9.1.1 Will the adjustment help in overcoming the difficulty that the disabled person may have? The adjustment should be designed to fully address the disadvantage it is meant to overcome. For example, providing an audio version of documents may not properly overcome the barriers faced by the disabled person if there are other requirements that need to be overcome if, for example, the customer also has a hearing impairment.
How practical is it to provide the adjustment?
For example it may not be possible for Archers Law to provide additional time to customers where there are legislative or legal deadlines for the organisation to meet.
What are the resource implications of making the adjustment?
For an adjustment to be reasonable, it should be effective. However, it is important to remember that an adjustment, which is deemed effective, may not be considered reasonable. For example around issues of resourcing. Resourcing is not just about the cost, but may involve other factors, for example recruiting additional staff with specific skills. In terms of the use of the our resources for making adjustments, the ‘reasonableness’ of an adjustment will be evaluated against the resources available to Archers Law as a whole.
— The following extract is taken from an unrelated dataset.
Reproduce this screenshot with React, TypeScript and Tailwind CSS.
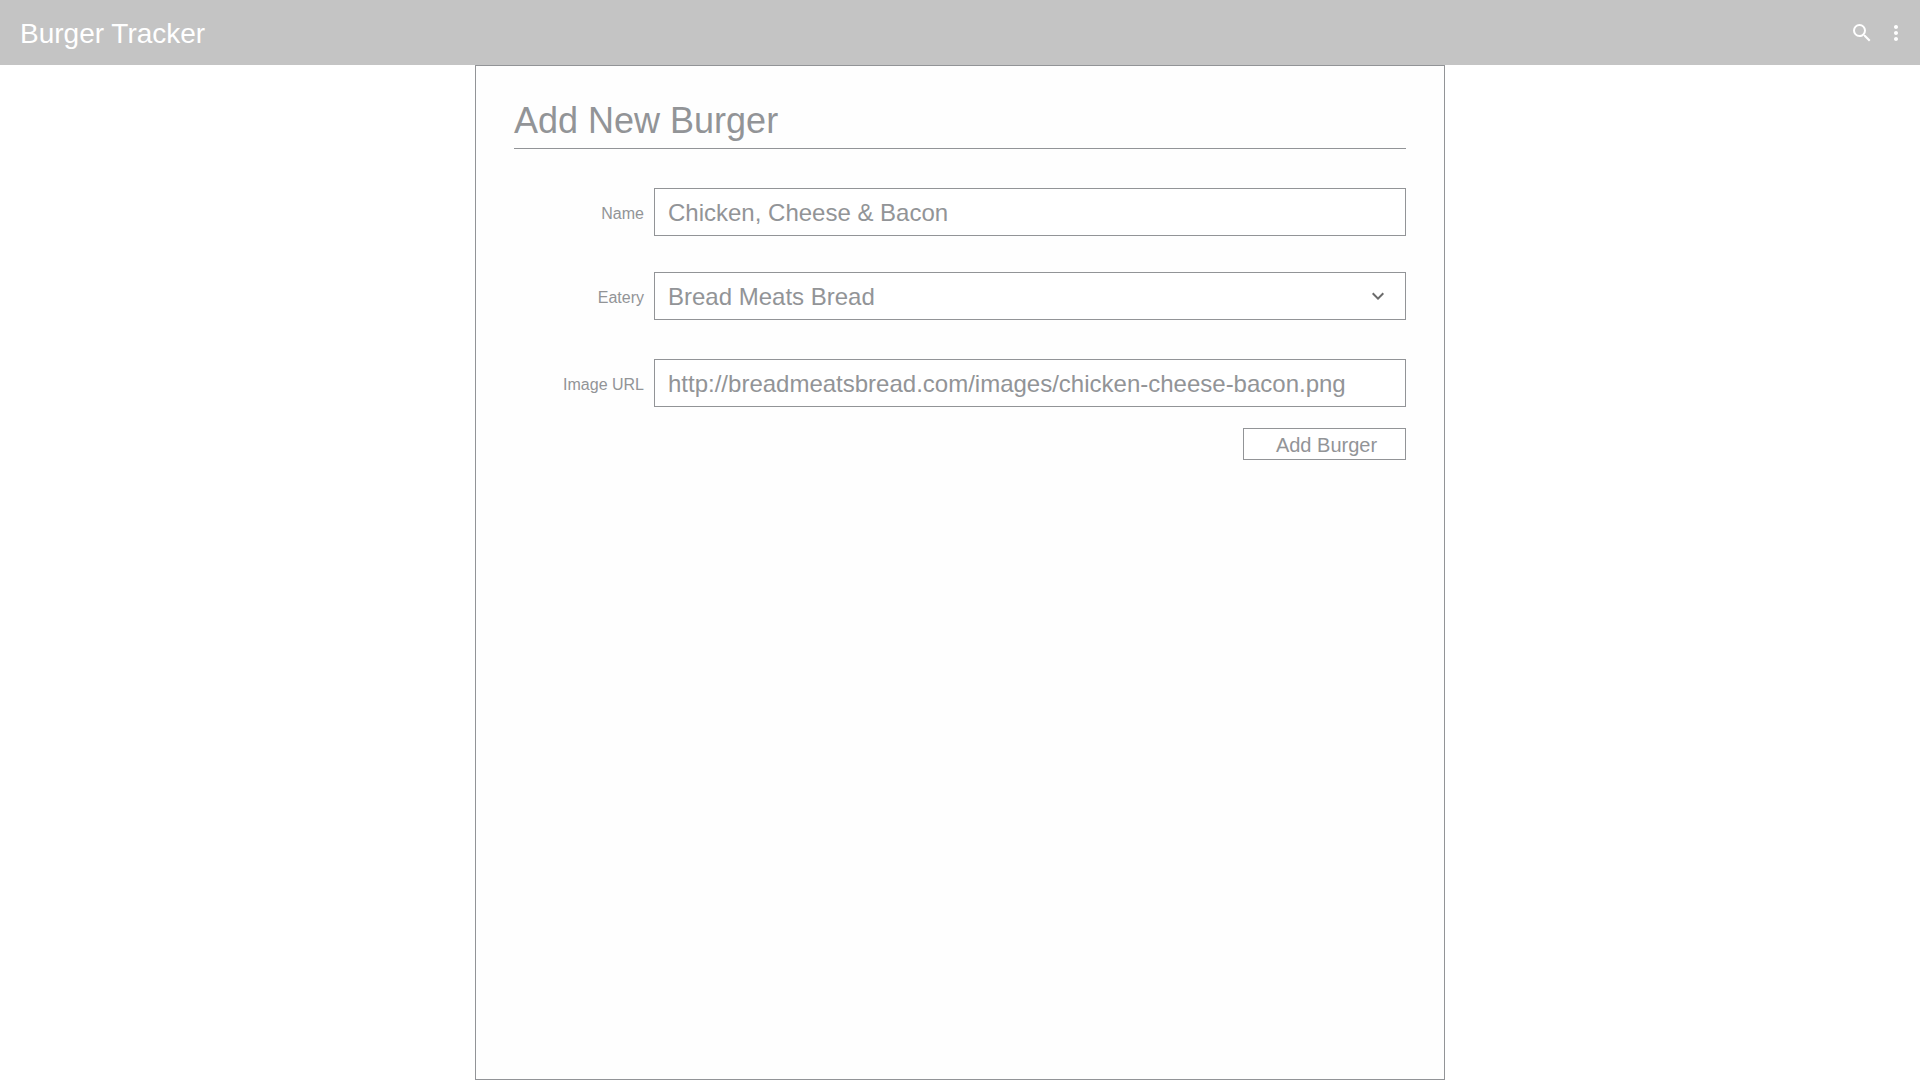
import type { ReactNode } from "react";
import { MdKeyboardArrowDown, MdMoreVert, MdSearch } from "react-icons/md";

const controlClass =
  "block h-12 w-full appearance-none rounded-none border border-[#929497] bg-white px-[13px] pt-0.5 text-2xl text-[#929497] outline-none";

function Field({ id, label, children }: { id: string; label: string; children: ReactNode }) {
  return (
    <div className="flex items-center">
      <label htmlFor={id} className="w-[140px] shrink-0 pt-1 pr-[10px] text-right text-base text-[#929497]">
        {label}
      </label>
      <div className="relative min-w-0 flex-1">{children}</div>
    </div>
  );
}

export default function App() {
  return (
    <div className="flex min-h-screen flex-col bg-white font-['Liberation_Sans',Arial,sans-serif]">
      <header className="flex h-[65px] shrink-0 items-center justify-between bg-[#c4c4c4] pr-3 pl-5 text-white">
        <span className="pt-0.5 text-[28px] leading-8">Burger Tracker</span>
        <div className="flex gap-[10px]">
          <button type="button" aria-label="Search">
            <MdSearch size={24} />
          </button>
          <button type="button" aria-label="More options">
            <MdMoreVert size={24} />
          </button>
        </div>
      </header>

      <main className="mx-auto w-full max-w-[970px] flex-1 border border-[#929497] bg-[#fefefe] px-[38px] pt-[34px]">
        <h1 className="border-b border-[#929497] pb-1.5 text-4xl leading-[42px] text-[#929497]">Add New Burger</h1>

        <form className="flex flex-col pt-[39px]">
          <div className="flex flex-col">
            <Field id="name" label="Name">
              <input id="name" type="text" defaultValue="Chicken, Cheese & Bacon" className={controlClass} />
            </Field>
            <div className="mt-9 mb-[39px]">
              <Field id="eatery" label="Eatery">
                <select id="eatery" defaultValue="Bread Meats Bread" className={controlClass}>
                  <option>Bread Meats Bread</option>
                </select>
                <MdKeyboardArrowDown
                  size={24}
                  className="pointer-events-none absolute top-3 right-4 text-[#6b6b6b]"
                />
              </Field>
            </div>
            <Field id="image-url" label="Image URL">
              <input
                id="image-url"
                type="text"
                defaultValue="http://breadmeatsbread.com/images/chicken-cheese-bacon.png"
                className={controlClass}
              />
            </Field>
          </div>
          <button
            type="button"
            className="mt-[21px] h-8 w-[163px] self-end border border-[#929497] bg-white pt-0.5 pl-1 text-xl text-[#929497]"
          >
            Add Burger
          </button>
        </form>
      </main>
    </div>
  );
}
However, even if an adjustment has a significant cost associated with it, careful consideration to any long term benefit that it may provide to Archers Law, our staff and customers will be given. In practice, many reasonable adjustments involve little or no cost or additional resourcing requirements and are relatively easy to implement.
Archers Law will record and monitor the reasonable adjustments that have been requested and made. This will allow us to review the services we provide and help us identify whether there are any wider steps that we can take to improve our services.
Dealing with complaints about our service
Archers Law is committed to providing a high standard of service, dealing with everyone in a way that is fair, and free from discrimination. If someone is dissatisfied with the arrangements we have made for providing reasonable adjustments, we will respond in accordance with our service complaints policy.